More than 15,000 children are being held in migrant children shelters around the country. A recent ProPublica investigation found some kids are reporting sexual assaults in shelters, and their allegations are not always thoroughly investigated.
One example came from a Miami-Dade shelter overseen by the Archdiocese of Miami. Catholic Charities' Msgr. Bryan Walsh Children's Village, formerly known as Boys Town, is located in Cutler Bay. As of last fall, it was hosting around 70 children separated from their parents at the U.S.-Mexico border, according to U.S. Rep. Debbie Wasserman Schultz.
WLRN reporter Nadege Green talked to Topher Sanders, one of the reporters at ProPublica who looked into an alleged sexual assault at the shelter.
WLRN: Your reporting led you to examine an incident at Boys Town in Cutler Bay, where some unaccompanied minors were being held. What happened there?
Topher Sanders: There was a young boy there named Alex, 13-years old, and he and his siblings made a long journey from Honduras and not long into his stay there he, in his words, was attacked by two other older boys and they attempted to take his clothes off and they exposed themselves and pressed parts of themselves against him. And he says to us that he told the officials at that shelter, which is run by Catholic Charities, that this attack had happened. He was told by officials there that police and other investigators would be coming to speak to him and no one came to speak to him.
The sexual assault allegation was eventually reported by the police. How long did it take for it to be reported and what happened when the police got involved?
It took about a month for it to be reported. And according to the report, they speak to the lead counselor there. The call came in as a sexual assault, but during the course of the conversation with the lead counselor they write that the lead counselor says they got to the bottom of it, "they" being the shelter, and that no sexual assault had occurred and they wrote it up that way and they took the counselors word for it. And that was the end of the case.
Miami-Dade police closed the case about 72 minutes after they got the call. Is that normal in a sexual assault case where the alleged victim has not been interviewed?
Experts in the field of child abuse tell us that even if what the shelter says Alex said to them, [that] it was playful in a sexual nature, that even if that's what they were told, it should have been a signal to those professionals to drill down as deep as they could with Alex to find out more.

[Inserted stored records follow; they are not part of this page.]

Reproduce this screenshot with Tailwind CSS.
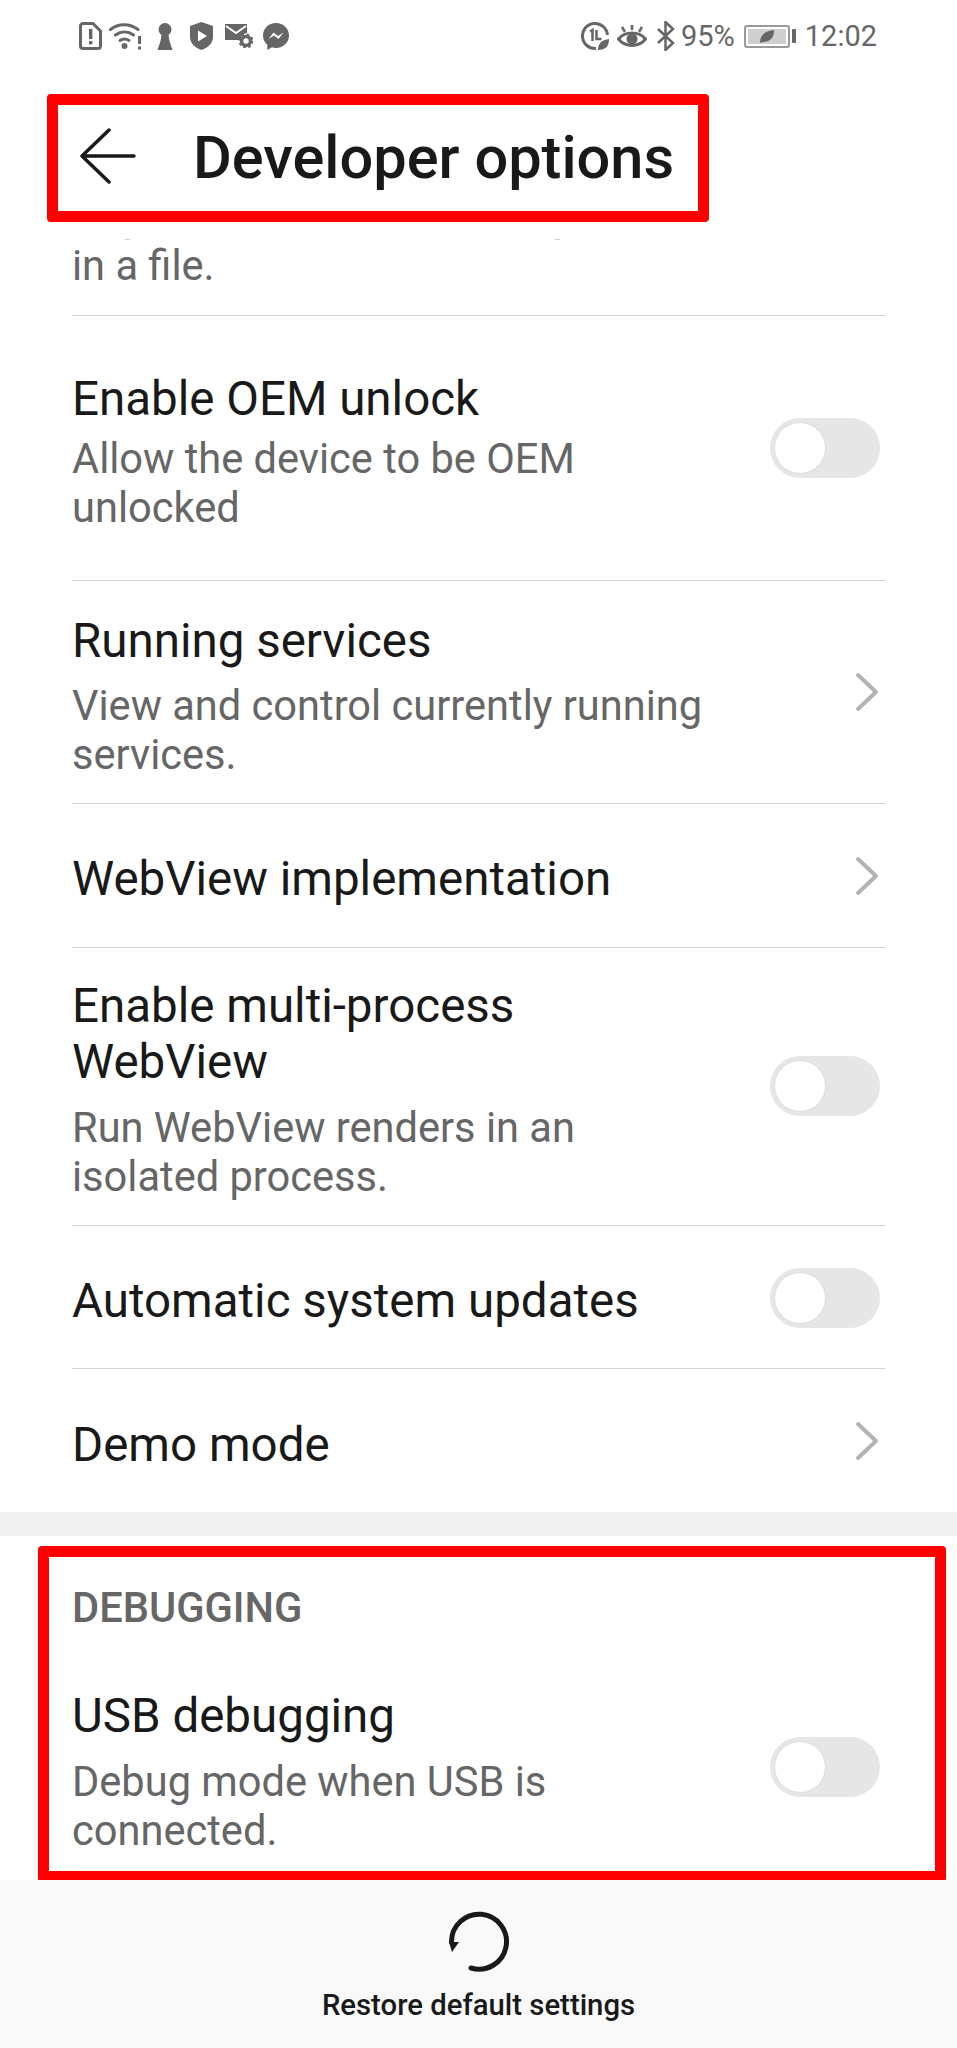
<!DOCTYPE html>
<html lang="en">
<head>
    <meta charset="UTF-8">
    <title>Developer options</title>
    <script src="https://cdn.jsdelivr.net/npm/@tailwindcss/browser@4"></script>
</head>
<body class="bg-white font-['Roboto',sans-serif] text-[#191919] w-[957px] h-[2048px] overflow-hidden flex flex-col">

    <!-- Status bar -->
    <div class="h-[72px] flex items-center justify-between pl-[79px] pr-[80px] text-[#666666]">
        <div class="flex items-center">
            <svg class="w-[23px] h-[28px]" viewBox="0 0 23 28"><path d="M4 1.5h10l7.5 7.5v15a2.5 2.5 0 0 1-2.5 2.5H4A2.5 2.5 0 0 1 1.5 24V4A2.5 2.5 0 0 1 4 1.5z" fill="none" stroke="#666" stroke-width="3"/><rect x="10" y="7" width="3.4" height="10" fill="#666"/><rect x="10" y="19" width="3.4" height="3.4" fill="#666"/></svg>
            <svg class="w-[33px] h-[28px] ml-[7px]" viewBox="0 0 33 28"><g fill="none" stroke="#666" stroke-width="3" stroke-linecap="round"><path d="M1.5 7.5C9 1 21 1 29 7.5"/><path d="M6.5 13C12 9 19 9 24.5 13"/><path d="M11 18.500c3-2 6-2 9 0"/></g><circle cx="15.500" cy="24" r="3" fill="#666"/><rect x="29" y="14" width="3" height="8" fill="#666"/><rect x="29" y="24.500" width="3" height="3" fill="#666"/></svg>
            <svg class="w-[16px] h-[27px] ml-[15px]" viewBox="0 0 16 27"><circle cx="8" cy="6.500" r="6.500" fill="#666"/><path d="M5 9h6l1.500 9 3 9H.5l3-9z" fill="#666"/></svg>
            <svg class="w-[23px] h-[28px] ml-[17px]" viewBox="0 0 23 28"><path d="M11.500 0 23 4v11c0 6-5 11-11.500 13C5 26 0 21 0 15V4z" fill="#666"/><path d="M8 8.500 17 14l-9 5.500z" fill="#fff"/></svg>
            <svg class="w-[28px] h-[24px] ml-[12px]" viewBox="0 0 28 24"><path d="M0 0h22v9a7 7 0 0 0-6.500 7H0z" fill="#666"/><path d="M1 2l10 7 10-7" fill="none" stroke="#fff" stroke-width="2"/><circle cx="21" cy="17" r="4.500" fill="none" stroke="#666" stroke-width="3.500"/><circle cx="21" cy="17" r="6.500" fill="none" stroke="#666" stroke-width="2" stroke-dasharray="2.500 2.600"/></svg>
            <svg class="w-[26px] h-[27px] ml-[10px]" viewBox="0 0 26 27"><path d="M13 0C5.800 0 0 5.400 0 12.500c0 3.800 1.600 7 4.300 9.200V27l4.700-2.700c1.300.4 2.600.6 4 .6 7.200 0 13-5.400 13-12.400S20.200 0 13 0z" fill="#666"/><path d="M5.500 16 10.500 9.500l4.500 3.500 5.500-3.500-5 6.500-4.500-3.500z" fill="#fff"/></svg>
        </div>
        <div class="flex items-center">
            <svg class="w-[28px] h-[28px]" viewBox="0 0 28 28"><path d="M15 26.400A12.500 12.500 0 1 1 26.400 13" fill="none" stroke="#666" stroke-width="3"/><path d="M9 9.500 11.500 8v11M15.500 8v9h5" fill="none" stroke="#666" stroke-width="2.500"/><path d="M17 28c0-7 4-10 11-11 0 7-3 11-11 11z" fill="#666"/></svg>
            <svg class="w-[30px] h-[25px] ml-[8px]" viewBox="0 0 30 25"><path d="M1.500 15C8 7 22 7 28.500 15 22 23.500 8 23.500 1.500 15z" fill="none" stroke="#666" stroke-width="3"/><circle cx="15" cy="15" r="5.500" fill="#666"/><path d="M15 1v5M5 3l3 5M25 3l-3 5" stroke="#666" stroke-width="2.500"/></svg>
            <svg class="w-[18px] h-[30px] ml-[10px]" viewBox="0 0 18 30"><path d="M1 8l15 14-7.500 7V1L16 8 1 22" fill="none" stroke="#666" stroke-width="2.500"/></svg>
            <span class="ml-[6px] text-[29px] leading-none">95%</span>
            <div class="ml-[9px] w-[46px] h-[23px] border-2 border-[#999999] rounded-[3px] p-[2px]">
                <div class="w-full h-full bg-[#cfcfcf] flex items-center justify-center">
                    <svg class="w-[14px] h-[13px]" viewBox="0 0 14 13"><path d="M0 13C0 5 5 1 14 0c0 8-4 12-11 12z" fill="#666"/></svg>
                </div>
            </div>
            <div class="ml-[2px] w-[4px] h-[14px] bg-[#666666] rounded-[1px]"></div>
            <span class="ml-[9px] text-[29px] leading-none">12:02</span>
        </div>
    </div>

    <!-- Header -->
    <div class="relative h-[149px] flex items-center pl-[80px] pt-[25px]">
        <svg class="w-[56px] h-[56px] mb-[7px]" viewBox="0 0 56 56"><path d="M54 28H2M29 2 2 28l27 26" fill="none" stroke="#191919" stroke-width="3.500" stroke-linecap="round" stroke-linejoin="round"/></svg>
        <h1 class="ml-[57px] text-[59.500px] font-medium leading-none">Developer options</h1>
        <div class="absolute left-[47px] top-[22px] w-[662px] h-[128px] border-[11px] border-[#ff0000] rounded-[4px]"></div>
    </div>

    <!-- Settings list -->
    <div class="flex-1 overflow-hidden">
        <div class="relative ml-[72px] w-[813px] h-[95px] border-b border-[#d4d4d4] text-[41.600px] leading-[49px] text-[#666666] pt-[20px]">
            in a file.
            <div class="absolute left-[53px] top-[18px] w-[5px] h-[1px] bg-[#cccccc]"></div>
            <div class="absolute left-[483px] top-[18px] w-[5px] h-[1px] bg-[#cccccc]"></div>
        </div>

        <div class="ml-[72px] w-[813px] h-[265px] border-b border-[#d4d4d4] flex items-center justify-between">
            <div class="w-[600px] mt-[6px]">
                <div class="text-[47.500px] leading-[56px]">Enable OEM unlock</div>
                <div class="text-[41.600px] leading-[49px] text-[#666666] mt-[7px]">Allow the device to be OEM unlocked</div>
            </div>
            <div class="w-[110px] h-[60px] rounded-full bg-[#e6e6e6] p-[4px] mr-[5px] mb-[1px]"><div class="w-[52px] h-[52px] rounded-full bg-white border border-[#dddddd]"></div></div>
        </div>

        <div class="ml-[72px] w-[813px] h-[223px] border-b border-[#d4d4d4] flex items-center justify-between">
            <div class="w-[680px] mt-[8px]">
                <div class="text-[47.500px] leading-[56px]">Running services</div>
                <div class="text-[41.600px] leading-[49px] text-[#666666] mt-[12px]">View and control currently running services.</div>
            </div>
            <svg class="w-[24px] h-[40px] mr-[6px]" viewBox="0 0 24 40"><path d="M3 3l18 17L3 37" fill="none" stroke="#b3b3b3" stroke-width="4" stroke-linecap="round" stroke-linejoin="round"/></svg>
        </div>

        <div class="ml-[72px] w-[813px] h-[144px] border-b border-[#d4d4d4] flex items-center justify-between">
            <div class="text-[47.500px] leading-[56px] mt-[6px]">WebView implementation</div>
            <svg class="w-[24px] h-[40px] mr-[6px]" viewBox="0 0 24 40"><path d="M3 3l18 17L3 37" fill="none" stroke="#b3b3b3" stroke-width="4" stroke-linecap="round" stroke-linejoin="round"/></svg>
        </div>

        <div class="ml-[72px] w-[813px] h-[278px] border-b border-[#d4d4d4] flex items-center justify-between">
            <div class="w-[600px] mt-[6px]">
                <div class="text-[47.500px] leading-[56px]">Enable multi-process WebView</div>
                <div class="text-[41.600px] leading-[49px] text-[#666666] mt-[13px]">Run WebView renders in an isolated process.</div>
            </div>
            <div class="w-[110px] h-[60px] rounded-full bg-[#e6e6e6] p-[4px] mr-[5px] mb-[1px]"><div class="w-[52px] h-[52px] rounded-full bg-white border border-[#dddddd]"></div></div>
        </div>

        <div class="ml-[72px] w-[813px] h-[143px] border-b border-[#d4d4d4] flex items-center justify-between">
            <div class="text-[47.500px] leading-[56px] mt-[8px]">Automatic system updates</div>
            <div class="w-[110px] h-[60px] rounded-full bg-[#e6e6e6] p-[4px] mr-[5px] mt-[1px]"><div class="w-[52px] h-[52px] rounded-full bg-white border border-[#dddddd]"></div></div>
        </div>

        <div class="ml-[72px] w-[813px] h-[143px] flex items-center justify-between">
            <div class="text-[47.500px] leading-[56px] mt-[9px]">Demo mode</div>
            <svg class="w-[24px] h-[40px] mr-[6px]" viewBox="0 0 24 40"><path d="M3 3l18 17L3 37" fill="none" stroke="#b3b3b3" stroke-width="4" stroke-linecap="round" stroke-linejoin="round"/></svg>
        </div>

        <div class="h-[24px] bg-[#f1f1f1]"></div>

        <!-- Debugging -->
        <div class="relative h-[343px] pl-[72px]">
            <div class="pt-[52px] text-[41.600px] leading-[40px] font-medium text-[#666666]">DEBUGGING</div>
            <div class="mt-[60px] flex items-center justify-between w-[813px]">
                <div class="w-[600px]">
                    <div class="text-[47.500px] leading-[56px]">USB debugging</div>
                    <div class="text-[41.600px] leading-[49px] text-[#666666] mt-[13px]">Debug mode when USB is connected.</div>
                </div>
                <div class="w-[110px] h-[60px] rounded-full bg-[#e6e6e6] p-[4px] mr-[5px] mb-[10px]"><div class="w-[52px] h-[52px] rounded-full bg-white border border-[#dddddd]"></div></div>
            </div>
            <div class="absolute left-[38px] top-[10px] w-[908px] h-[336px] border-[11px] border-[#ff0000] rounded-[4px]"></div>
        </div>
    </div>

    <!-- Footer -->
    <div class="h-[168px] bg-[#f9f9f9] flex flex-col items-center pt-[31px]">
        <svg class="w-[62px] h-[62px]" viewBox="0 0 62 62"><path d="M3.500 31A27.500 27.500 0 1 1 23 57" fill="none" stroke="#191919" stroke-width="5" stroke-linecap="round"/><path d="M1 31h10L4 41z" fill="#191919"/></svg>
        <div class="mt-[14px] text-[29.300px] leading-[36px] font-medium">Restore default settings</div>
    </div>
</body>
</html>
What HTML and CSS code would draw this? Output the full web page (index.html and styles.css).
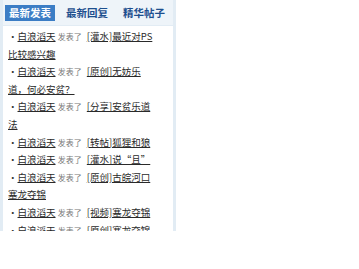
FILE: index.html
```html
<!DOCTYPE html>
<html lang="zh-CN">
<head>
    <meta charset="UTF-8">
    <title>最新发表</title>
    <link rel="stylesheet" href="styles.css">
</head>
<body>
    <div class="box">
        <div class="tabs">
            <span class="tab on">最新发表</span>
            <span class="tab">最新回复</span>
            <span class="tab">精华帖子</span>
        </div>
        <ul class="posts">
            <li><span class="dot">·</span><a href="#">白浪滔天</a> <span class="say">发表了</span> <a href="#">[灌水]最近对PS比较感兴趣</a></li>
            <li><span class="dot">·</span><a href="#">白浪滔天</a> <span class="say">发表了</span> <a href="#">[原创]无妨乐道，何必安贫？</a></li>
            <li><span class="dot">·</span><a href="#">白浪滔天</a> <span class="say">发表了</span> <a href="#">[分享]安贫乐道法</a></li>
            <li><span class="dot">·</span><a href="#">白浪滔天</a> <span class="say">发表了</span> <a href="#">[转帖]狐狸和狼</a></li>
            <li><span class="dot">·</span><a href="#">白浪滔天</a> <span class="say">发表了</span> <a href="#">[灌水]说“且”</a></li>
            <li><span class="dot">·</span><a href="#">白浪滔天</a> <span class="say">发表了</span> <a href="#">[原创]古皖河口塞龙夺锦</a></li>
            <li><span class="dot">·</span><a href="#">白浪滔天</a> <span class="say">发表了</span> <a href="#">[视频]塞龙夺锦</a></li>
            <li><span class="dot">·</span><a href="#">白浪滔天</a> <span class="say">发表了</span> <a href="#">[原创]塞龙夺锦</a></li>
        </ul>
    </div>
</body>
</html>
```
FILE: styles.css
```css
*{
    font-family: "Noto Sans CJK SC", "Liberation Sans", sans-serif;
}

body{
    margin: 0;
    background-color: #fff;
}

.box{
    width: 170px;
    height: 231px;
    overflow: hidden;
    border-left: 3px solid #e2ecf4;
    border-right: 3px solid #e2ecf4;
}

.tabs{
    display: flex;
    gap: 7px;
    height: 26px;
    padding: 5px 0 0 2px;
    box-sizing: border-box;
    background-color: #eef4f9;
    border-bottom: 1px solid #e2ecf4;
}

.tab{
    height: 16px;
    line-height: 16px;
    padding: 0 4px;
    font-size: 10.5px;
    font-weight: bold;
    color: #1d4f8e;
}

.tab.on{
    background-color: #3b7dc5;
    color: #fff;
}

.posts{
    margin: 0;
    padding: 2px 19px 0 5px;
    list-style-type: none;
}

.posts li{
    font-size: 9.5px;
    line-height: 17.6px;
    color: #333;
}

.posts a{
    color: #2a2a2a;
    text-decoration: underline;
}

.dot{
    color: #333;
}

.say{
    margin-right: 3px;
    font-size: 8px;
    line-height: 1;
    color: #777;
}
```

Alex tells us that it was not that [and] that he told them the full and complete story. Experts say that to just go to a shelter, hear what the counselor has to say and to close a case without interviewing or talking to the child at the center of the case is not how it should be done.
Since ProPublica start asking questions Miami-Dade police has since reopened this case...
It prompted the officials at the Cutler Bay station to send more investigators out to Boys Town and those investigators did eventually make a phone call to Alex and speak with him and get his version of the story. And now the case is with the state attorney's office, under review.
The Archdiocese of Miami oversees the care of the children at Boys Town. How did they respond to the incident?
If Boys Town, being agents of Catholic Charities, they are their agents in the shelter—their response was to sit on this information that Alex gave them and to not report it to police. Eventually that resulted in them being cited by the state of Florida for violations including failure to report a potential assault to a youth.
Alex’s mother, she’s in the U.S. and has since been reunited with her son. How are they doing and are they still pursuing this case?
I think they're letting the system grind through as it will. The case is with the state attorney's office. Alex's mother is just so ecstatic to be reunited with her son. I think that this is a chapter they would like to see justice, but they also want to move forward with their lives.
Is there anything over the course of your reporting about what's happening in these shelters, not just in Miami-Dade County but across the country, that has surprised you?
Many cases we've seen have been thoroughly investigated and there have been convictions, but there have been a number of cases that we've discovered where what the young person is alleging is of the nature that many questions need to be asked and it does not appear from the paperwork that those questions were asked. Very similar to Alex's story.